____ Data section
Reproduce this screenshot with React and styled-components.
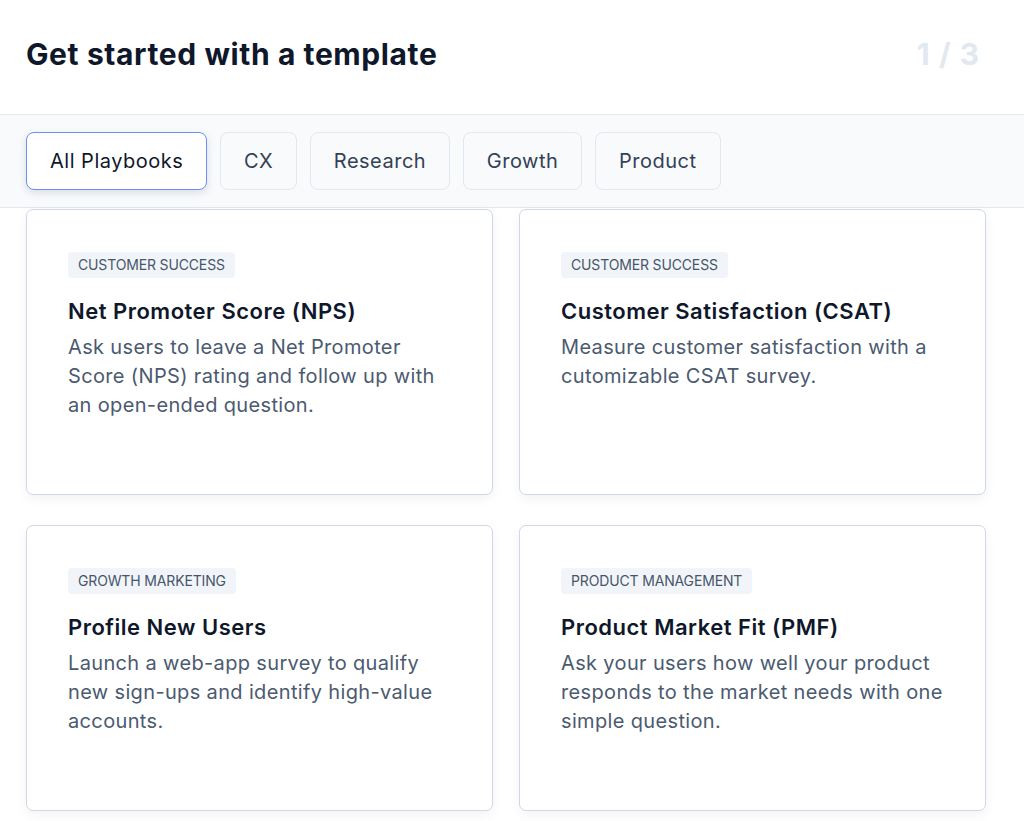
import styled, { createGlobalStyle } from "styled-components";

const GlobalStyle = createGlobalStyle`
  * { box-sizing: border-box; }
  body {
    margin: 0;
    background: #ffffff;
    font-family: Inter, "Noto Sans", sans-serif;
    -webkit-font-smoothing: antialiased;
  }
`;

const Page = styled.div`
  width: 1024px;
  height: 821px;
  overflow: hidden;
  background: #ffffff;
`;

const Header = styled.header`
  height: 114px;
  display: flex;
  align-items: center;
  justify-content: space-between;
  padding: 0 44px 6px 26px;
`;

const Title = styled.h1`
  margin: 0;
  font-size: 30px;
  font-weight: 700;
  color: #0f172a;
  letter-spacing: 0.6px;
`;

const Pager = styled.span`
  font-size: 30px;
  font-weight: 700;
  color: #e2e8f0;
  letter-spacing: 1px;
`;

const TabBar = styled.nav`
  display: flex;
  gap: 12.7px;
  padding: 17px 26px;
  background: #f8fafc;
  border-top: 1px solid #e2e8f0;
  border-bottom: 1px solid #e2e8f0;
`;

const Tab = styled.button`
  height: 58px;
  padding: 0 23px;
  font-family: inherit;
  font-size: 20px;
  letter-spacing: 0.5px;
  color: ${(p) => (p.$active ? "#0f172a" : "#334155")};
  background: ${(p) => (p.$active ? "#ffffff" : "#f8fafc")};
  border: 1px solid ${(p) => (p.$active ? "#6d8ff5" : "#e2e8f0")};
  border-radius: 8px;
  box-shadow: ${(p) => (p.$active ? "0 3px 8px rgba(15, 23, 42, 0.12)" : "none")};
  cursor: pointer;
`;

const Grid = styled.section`
  display: grid;
  grid-template-columns: 467px 467px;
  column-gap: 26px;
  row-gap: 30px;
  padding: 1px 38px 0 26px;
`;

const Card = styled.article`
  height: 286px;
  padding: 42px 38px 0 41px;
  background: #ffffff;
  border: 1px solid #cfd8e6;
  border-radius: 7px;
  box-shadow: 0 4px 12px rgba(15, 23, 42, 0.05);
`;

const Tag = styled.span`
  display: inline-block;
  height: 26px;
  line-height: 26px;
  padding: 0 10px;
  font-size: 14px;
  letter-spacing: -0.15px;
  color: #475569;
  background: #f1f5f9;
  border-radius: 4px;
  text-transform: uppercase;
`;

const CardTitle = styled.h2`
  margin: 18px 0 0;
  font-size: 22px;
  line-height: 30px;
  font-weight: 600;
  letter-spacing: 0.5px;
  color: #0f172a;
`;

const Description = styled.p`
  margin: 7px 0 0;
  font-size: 20px;
  line-height: 29px;
  letter-spacing: 0.35px;
  color: #4b5a70;
`;

const tabs = ["All Playbooks", "CX", "Research", "Growth", "Product"];

const templates = [
  {
    tag: "Customer Success",
    title: "Net Promoter Score (NPS)",
    text: "Ask users to leave a Net Promoter Score (NPS) rating and follow up with an open-ended question.",
  },
  {
    tag: "Customer Success",
    title: "Customer Satisfaction (CSAT)",
    text: "Measure customer satisfaction with a cutomizable CSAT survey.",
  },
  {
    tag: "Growth Marketing",
    title: "Profile New Users",
    text: "Launch a web-app survey to qualify new sign-ups and identify high-value accounts.",
  },
  {
    tag: "Product Management",
    title: "Product Market Fit (PMF)",
    text: "Ask your users how well your product responds to the market needs with one simple question.",
  },
];

export default function App() {
  return (
    <>
      <GlobalStyle />
      <Page>
        <Header>
          <Title>Get started with a template</Title>
          <Pager>1 / 3</Pager>
        </Header>
        <TabBar>
          {tabs.map((t, i) => (
            <Tab key={t} $active={i === 0}>
              {t}
            </Tab>
          ))}
        </TabBar>
        <Grid>
          {templates.map((item) => (
            <Card key={item.title}>
              <Tag>{item.tag}</Tag>
              <CardTitle>{item.title}</CardTitle>
              <Description>{item.text}</Description>
            </Card>
          ))}
        </Grid>
      </Page>
    </>
  );
}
________
Stated task:
Copy the whole listing above word for word but do not carry over the pictures.

Final result:
Reproduce this screenshot with React and styled-components.
import styled, { createGlobalStyle } from "styled-components";

const GlobalStyle = createGlobalStyle`
  * { box-sizing: border-box; }
  body {
    margin: 0;
    background: #ffffff;
    font-family: Inter, "Noto Sans", sans-serif;
    -webkit-font-smoothing: antialiased;
  }
`;

const Page = styled.div`
  width: 1024px;
  height: 821px;
  overflow: hidden;
  background: #ffffff;
`;

const Header = styled.header`
  height: 114px;
  display: flex;
  align-items: center;
  justify-content: space-between;
  padding: 0 44px 6px 26px;
`;

const Title = styled.h1`
  margin: 0;
  font-size: 30px;
  font-weight: 700;
  color: #0f172a;
  letter-spacing: 0.6px;
`;

const Pager = styled.span`
  font-size: 30px;
  font-weight: 700;
  color: #e2e8f0;
  letter-spacing: 1px;
`;

const TabBar = styled.nav`
  display: flex;
  gap: 12.7px;
  padding: 17px 26px;
  background: #f8fafc;
  border-top: 1px solid #e2e8f0;
  border-bottom: 1px solid #e2e8f0;
`;

const Tab = styled.button`
  height: 58px;
  padding: 0 23px;
  font-family: inherit;
  font-size: 20px;
  letter-spacing: 0.5px;
  color: ${(p) => (p.$active ? "#0f172a" : "#334155")};
  background: ${(p) => (p.$active ? "#ffffff" : "#f8fafc")};
  border: 1px solid ${(p) => (p.$active ? "#6d8ff5" : "#e2e8f0")};
  border-radius: 8px;
  box-shadow: ${(p) => (p.$active ? "0 3px 8px rgba(15, 23, 42, 0.12)" : "none")};
  cursor: pointer;
`;

const Grid = styled.section`
  display: grid;
  grid-template-columns: 467px 467px;
  column-gap: 26px;
  row-gap: 30px;
  padding: 1px 38px 0 26px;
`;

const Card = styled.article`
  height: 286px;
  padding: 42px 38px 0 41px;
  background: #ffffff;
  border: 1px solid #cfd8e6;
  border-radius: 7px;
  box-shadow: 0 4px 12px rgba(15, 23, 42, 0.05);
`;

const Tag = styled.span`
  display: inline-block;
  height: 26px;
  line-height: 26px;
  padding: 0 10px;
  font-size: 14px;
  letter-spacing: -0.15px;
  color: #475569;
  background: #f1f5f9;
  border-radius: 4px;
  text-transform: uppercase;
`;

const CardTitle = styled.h2`
  margin: 18px 0 0;
  font-size: 22px;
  line-height: 30px;
  font-weight: 600;
  letter-spacing: 0.5px;
  color: #0f172a;
`;

const Description = styled.p`
  margin: 7px 0 0;
  font-size: 20px;
  line-height: 29px;
  letter-spacing: 0.35px;
  color: #4b5a70;
`;

const tabs = ["All Playbooks", "CX", "Research", "Growth", "Product"];

const templates = [
  {
    tag: "Customer Success",
    title: "Net Promoter Score (NPS)",
    text: "Ask users to leave a Net Promoter Score (NPS) rating and follow up with an open-ended question.",
  },
  {
    tag: "Customer Success",
    title: "Customer Satisfaction (CSAT)",
    text: "Measure customer satisfaction with a cutomizable CSAT survey.",
  },
  {
    tag: "Growth Marketing",
    title: "Profile New Users",
    text: "Launch a web-app survey to qualify new sign-ups and identify high-value accounts.",
  },
  {
    tag: "Product Management",
    title: "Product Market Fit (PMF)",
    text: "Ask your users how well your product responds to the market needs with one simple question.",
  },
];

export default function App() {
  return (
    <>
      <GlobalStyle />
      <Page>
        <Header>
          <Title>Get started with a template</Title>
          <Pager>1 / 3</Pager>
        </Header>
        <TabBar>
          {tabs.map((t, i) => (
            <Tab key={t} $active={i === 0}>
              {t}
            </Tab>
          ))}
        </TabBar>
        <Grid>
          {templates.map((item) => (
            <Card key={item.title}>
              <Tag>{item.tag}</Tag>
              <CardTitle>{item.title}</CardTitle>
              <Description>{item.text}</Description>
            </Card>
          ))}
        </Grid>
      </Page>
    </>
  );
}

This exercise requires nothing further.